Each push-pull trainset consists of seven coaches and a 201 Class locomotive. The 28 carriages were delivered as four sets of seven but entered service as three sets of eight, with two locomotives from each operator. The coaches were manufactured by De Dietrich Ferroviaire, while the locomotives are from GM-EMD; ownership of the rolling stock is shared between both operators, with carriage maintenance by NIR and locomotives maintained by IE. The coaching stock is based on the Class 373 EMU stock used by Eurostar, with the interiors identical.
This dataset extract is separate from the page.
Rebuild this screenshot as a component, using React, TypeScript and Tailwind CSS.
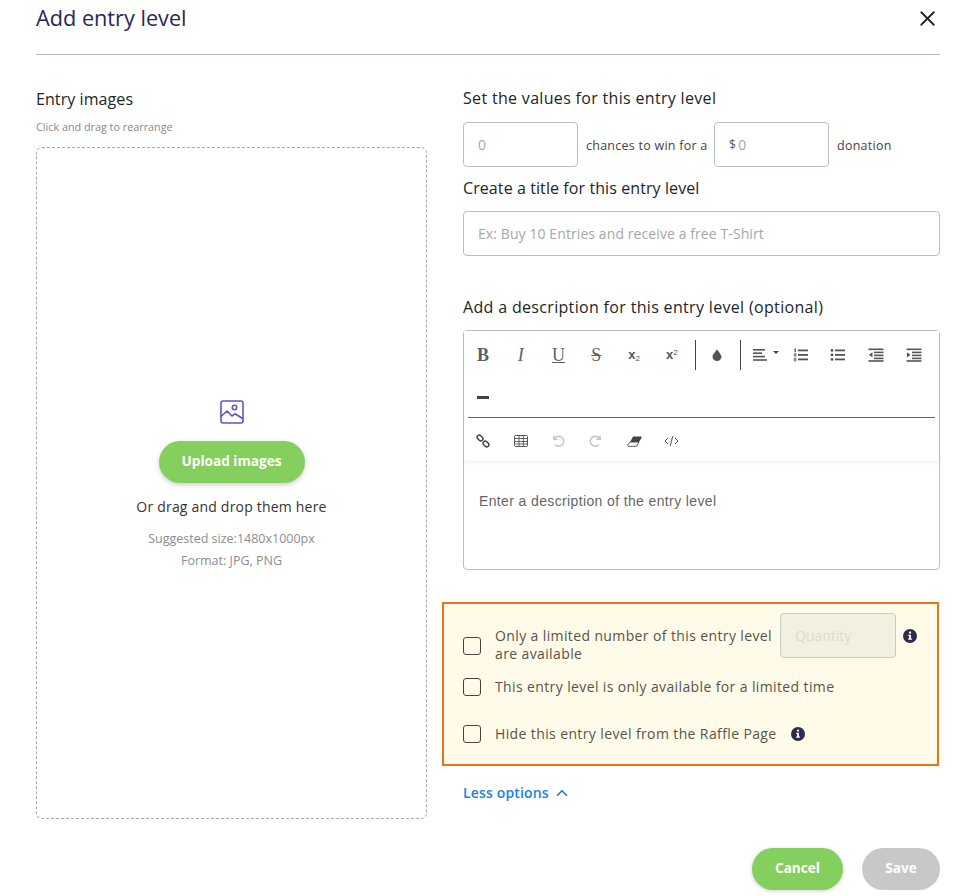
import { ChevronUp, X } from "lucide-react";
import type { ReactNode } from "react";

const font = "font-['Open_Sans','Noto_Sans',sans-serif]";

function InfoIcon() {
  return (
    <svg width="14" height="14" viewBox="0 0 14 14" className="shrink-0">
      <circle cx="7" cy="7" r="7" fill="#2e2c4d" />
      <rect x="5.9" y="2.6" width="2.2" height="2" rx="0.6" fill="#fff" />
      <path d="M5.2 5.8H8v3.7h.9v1.2H5.2V9.5h.9V7H5.2z" fill="#fff" />
    </svg>
  );
}

function ToolBtn({ children, className = "" }: { children: ReactNode; className?: string }) {
  return <div className={`flex h-5 w-[37.8px] shrink-0 items-center justify-center text-[#555] ${className}`}>{children}</div>;
}

function Lines({ kind }: { kind: "left" | "ol" | "ul" | "out" | "in" }) {
  return (
    <svg width="16" height="14" viewBox="0 0 16 14" fill="#555" className="shrink-0">
      {kind === "left" && (
        <>
          <rect x="1" y="1" width="12" height="1.6" />
          <rect x="1" y="4.4" width="9" height="1.6" />
          <rect x="1" y="7.8" width="12" height="1.6" />
          <rect x="1" y="11.2" width="14" height="1.6" />
        </>
      )}
      {(kind === "ol" || kind === "ul") && (
        <>
          <rect x="5" y="1.5" width="10" height="1.8" />
          <rect x="5" y="6" width="10" height="1.8" />
          <rect x="5" y="10.5" width="10" height="1.8" />
        </>
      )}
      {kind === "ol" && (
        <>
          <rect x="1.5" y="0.5" width="1.4" height="3.6" />
          <rect x="0.8" y="5.2" width="2.6" height="3.4" opacity="0.7" />
          <rect x="0.8" y="9.8" width="2.6" height="3.6" opacity="0.7" />
        </>
      )}
      {kind === "ul" && (
        <>
          <circle cx="2" cy="2.4" r="1.4" />
          <circle cx="2" cy="6.9" r="1.4" />
          <circle cx="2" cy="11.4" r="1.4" />
        </>
      )}
      {(kind === "out" || kind === "in") && (
        <>
          <rect x="0.5" y="0.5" width="15" height="1.6" />
          <rect x="6" y="3.6" width="9.5" height="1.6" />
          <rect x="6" y="6.6" width="9.5" height="1.6" />
          <rect x="6" y="9.6" width="9.5" height="1.6" />
          <rect x="0.5" y="12.2" width="15" height="1.6" />
        </>
      )}
      {kind === "out" && <path d="M4.5 4.2v5.2L1 6.8z" />}
      {kind === "in" && <path d="M1 4.2v5.2l3.5-2.6z" />}
    </svg>
  );
}

function Toolbar() {
  const serif = "font-['Liberation_Serif',serif] text-[18px] leading-none text-[#5f5f5f]";
  return (
    <div className="bg-white shadow-[0_2px_4px_rgba(0,0,0,0.06)]">
      <div className="flex h-[50px] items-center pb-[3px]">
        <ToolBtn><span className={`${serif} font-bold`}>B</span></ToolBtn>
        <ToolBtn><span className={`${serif} italic`}>I</span></ToolBtn>
        <ToolBtn><span className={`${serif} underline`}>U</span></ToolBtn>
        <ToolBtn><span className={`${serif} line-through`}>S</span></ToolBtn>
        <ToolBtn><span className="font-['Liberation_Sans',sans-serif] text-[13px] font-bold">x<sub className="text-[8px] font-normal">2</sub></span></ToolBtn>
        <ToolBtn><span className="font-['Liberation_Sans',sans-serif] text-[13px] font-bold">x<sup className="text-[8px] font-normal">2</sup></span></ToolBtn>
        <div className="mx-[4px] h-[30px] w-px shrink-0 bg-[#444]" />
        <ToolBtn className="!w-[35px]">
          <svg width="10" height="12" viewBox="0 0 10 12" fill="#555">
            <path d="M5 0C5.5 2 9.5 5 9.5 7.8A4.5 4.2 0 0 1 .5 7.8C.5 5 4.5 2 5 0z" />
          </svg>
        </ToolBtn>
        <div className="ml-[5px] mr-[3px] h-[30px] w-px shrink-0 bg-[#444]" />
        <div className="flex h-5 w-[38px] shrink-0 items-center gap-[5px] pl-[8px]">
          <Lines kind="left" />
          <span className="mb-1 h-0 w-0 border-x-[3px] border-t-[3px] border-x-transparent border-t-[#444]" />
        </div>
        <ToolBtn><Lines kind="ol" /></ToolBtn>
        <ToolBtn><Lines kind="ul" /></ToolBtn>
        <ToolBtn><Lines kind="out" /></ToolBtn>
        <ToolBtn><Lines kind="in" /></ToolBtn>
      </div>
      <div className="flex h-[36px] items-center pb-[4px]">
        <ToolBtn><div className="h-[3px] w-[12px] bg-[#444]" /></ToolBtn>
      </div>
      <div className="mx-1 border-t border-[#666]" />
      <div className="flex h-[43px] items-center pt-[3px]">
        <ToolBtn>
          <svg width="14" height="14" viewBox="0 0 14 14" fill="none" stroke="#444" strokeWidth="1.5">
            <rect x="-3.2" y="-2.1" width="6.4" height="4.2" rx="2.1" transform="translate(4 4) rotate(45)" />
            <rect x="-3.2" y="-2.1" width="6.4" height="4.2" rx="2.1" transform="translate(10 10) rotate(45)" />
          </svg>
        </ToolBtn>
        <ToolBtn>
          <svg width="14" height="12" viewBox="0 0 14 12" fill="none" stroke="#555">
            <rect x="0.5" y="0.5" width="13" height="11" rx="1" />
            <path d="M0.5 3.5h13M0.5 6.5h13M0.5 9h13M5 0.5v11M9.3 0.5v11" strokeWidth="0.9" />
          </svg>
        </ToolBtn>
        <ToolBtn>
          <svg width="14" height="14" viewBox="0 0 24 24" fill="none" stroke="#c4c4c4" strokeWidth="2.6" strokeLinecap="round">
            <path d="M5 4v5h5" /><path d="M5.5 9A8.5 8.5 0 1 1 8 19" />
          </svg>
        </ToolBtn>
        <ToolBtn>
          <svg width="14" height="14" viewBox="0 0 24 24" fill="none" stroke="#c4c4c4" strokeWidth="2.6" strokeLinecap="round">
            <path d="M19 4v5h-5" /><path d="M18.5 9A8.5 8.5 0 1 0 16 19" />
          </svg>
        </ToolBtn>
        <ToolBtn>
          <svg width="15" height="11" viewBox="0 0 15 11">
            <path d="M6 0.5h7.5a1 1 0 0 1 1 1.4L12 6H3.2z" fill="#444" />
            <path d="M3.2 6H12l-2.4 4.3H1.2a.8.8 0 0 1-.7-1.2z" fill="#fff" stroke="#444" strokeWidth="0.9" />
          </svg>
        </ToolBtn>
        <ToolBtn>
          <svg width="15" height="12" viewBox="0 0 15 12" fill="none" stroke="#555" strokeWidth="1">
            <path d="M4 3 1 6l3 3M11 3l3 3-3 3M8.8 1 6.2 11" />
          </svg>
        </ToolBtn>
      </div>
    </div>
  );
}

function Checkbox() {
  return <span className="block h-[18px] w-[18px] shrink-0 rounded-[3px] border border-[#44443c]" />;
}

export default function App() {
  return (
    <div className={`${font} flex h-[896px] w-[966px] flex-col overflow-hidden bg-white pl-[36px] pr-[26px] text-[#212529]`}>
      <div className="flex h-[55px] items-start justify-between border-b border-[#b4b8bd] pt-[3px]">
        <h1 className="text-[21.7px] leading-[30px] text-[#2a2856]">Add entry level</h1>
        <X size={25} strokeWidth={1.7} className="mt-[3px] text-[#222]" />
      </div>

      <div className="mt-[33px] flex gap-[36px]">
        <div className="flex w-[391px] flex-col">
          <div className="text-[16px] leading-[22px] tracking-[0.08px]">Entry images</div>
          <div className="mt-[10px] text-[10.8px] leading-[14px] text-[#868a8f]">Click and drag to rearrange</div>
          <div className="mt-[13px] flex h-[672px] flex-col items-center rounded-[6px] border border-dashed border-[#a8a8a8] pt-[252px]">
            <svg width="24" height="24" viewBox="0 0 24 24" fill="none" stroke="#5c56c4" strokeWidth="1.6" strokeLinejoin="round">
              <rect x="1" y="1" width="22" height="22" rx="2" />
              <circle cx="14.5" cy="7.5" r="2.2" />
              <path d="M1 16.5 7 11l5 5 3-2.2 8 5" />
            </svg>
            <button className="mt-[17px] h-[42px] w-[146px] rounded-full bg-[#84cf5d] pb-[2px] text-[13.6px] font-bold text-white shadow-[0_2px_5px_rgba(0,0,0,0.2)]">
              Upload images
            </button>
            <div className="mt-[14px] text-[14px] leading-[20px] tracking-[0.2px] text-[#333]">Or drag and drop them here</div>
            <div className="mt-[11px] text-[12.5px] leading-[22px] text-[#8b8e92]">Suggested size:1480x1000px</div>
            <div className="text-[12.5px] leading-[22px] text-[#8b8e92]">Format: JPG, PNG</div>
          </div>
        </div>

        <div className="-mt-px flex w-[477px] flex-col">
          <div className="text-[16px] leading-[22px] tracking-[0.32px]">Set the values for this entry level</div>
          <div className="mt-[13px] flex items-center text-[12.5px] tracking-[0.25px] text-[#444]">
            <div className="flex h-[45px] w-[115px] items-center rounded-[4px] border border-[#b9bfc6] pl-[14px] text-[14px] text-[#a4a7ab]">0</div>
            <span className="ml-[8px] mt-[4px] w-[128px]">chances to win for a</span>
            <div className="flex h-[45px] w-[115px] items-center rounded-[4px] border border-[#b9bfc6] pl-[14px] text-[14px] text-[#a4a7ab]">
              <span className="mr-[2px] text-[12px] text-[#555]">$</span>0
            </div>
            <span className="ml-[8px] mt-[4px]">donation</span>
          </div>
          <div className="mt-[10px] text-[16px] leading-[22px] tracking-[0.09px]">Create a title for this entry level</div>
          <div className="mt-[12px] flex h-[45px] items-center rounded-[4px] border border-[#b9bfc6] pl-[14px] text-[14px] tracking-[0.09px] text-[#a4a7ab]">
            Ex: Buy 10 Entries and receive a free T-Shirt
          </div>
          <div className="mt-[40px] text-[16px] leading-[22px] tracking-[0.33px]">Add a description for this entry level (optional)</div>
          <div className="mt-[12px] h-[240px] rounded-[4px] border border-[#b9bfc6]">
            <Toolbar />
            <div className="pl-[15px] pt-[31px] font-['Liberation_Sans',sans-serif] text-[14px] leading-[18px] tracking-[0.37px] text-[#666]">
              Enter a description of the entry level
            </div>
          </div>

          <div className="-ml-[21px] mt-[32px] h-[164px] w-[497px] border-2 border-[#f0720f] bg-[#fffbe8] pl-[19px] text-[14px] leading-[18px] tracking-[0.38px] text-[#55554e]">
            <div className="flex h-[63px] pt-[9px]">
              <div className="mt-[24px] shrink-0"><Checkbox /></div>
              <div className="ml-[14px] mt-[14px] w-[285px]">Only a limited number of this entry level are available</div>
              <div className="flex h-[45px] w-[116px] shrink-0 items-center rounded-[4px] border border-[#c2d0c4] bg-[#f2f1e0] pl-[14px] tracking-normal text-[#dcdccb]">
                Quantity
              </div>
              <div className="ml-[7px] mt-[16px]"><InfoIcon /></div>
            </div>
            <div className="mt-[11px] flex items-center">
              <Checkbox />
              <span className="ml-[14px]">This entry level is only available for a limited time</span>
            </div>
            <div className="mt-[29px] flex items-center">
              <Checkbox />
              <span className="ml-[14px]">Hide this entry level from the Raffle Page</span>
              <span className="ml-[14px]"><InfoIcon /></span>
            </div>
          </div>

          <div className="mt-[17px] flex items-center gap-[4px] text-[14px] font-semibold leading-[20px] tracking-[0.15px] text-[#1a82e2]">
            Less options <ChevronUp size={18} strokeWidth={2.3} />
          </div>

          <div className="mt-[45px] flex justify-end gap-[19px] text-[13.6px] font-bold text-white">
            <button className="h-[42px] w-[91px] rounded-full bg-[#84cf5d] pb-[1px] shadow-[0_1px_4px_rgba(0,0,0,0.2)]">Cancel</button>
            <button className="h-[42px] w-[78px] rounded-full bg-[#c8c8c8] pb-[1px]">Save</button>
          </div>
        </div>
      </div>
    </div>
  );
}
The EMU stock is articulated and permanently coupled, but the Enterprise is ordinary coaching stock.

The service had suffered from a lack of reliability of the locomotives, which provide head end power to the train. Unlike IÉ's Dublin-Cork services, which operate with the locomotive operating with a generator control car that provides power for lighting and heating the train, the Enterprise fleet was only equipped with an ordinary control car, which had no power generating capability. This meant that the locomotive had to provide all the power for the train, both motive and generating. Extended operation in this mode caused damage, so four further locomotives were allocated to Enterprise from the IÉ fleet. However, this still required locomotives to be used in HEP mode, so in May 2009 the Minister for Regional Development in Northern Ireland requested an estimate for the provision of generator functions for the existing rolling stock so that head-end power mode would no longer be needed.

In order to avoid further problems, a modified Mark 3 Generator van, formerly 7604, was introduced on Monday 10 September 2012. Three further such generator vans have since entered service.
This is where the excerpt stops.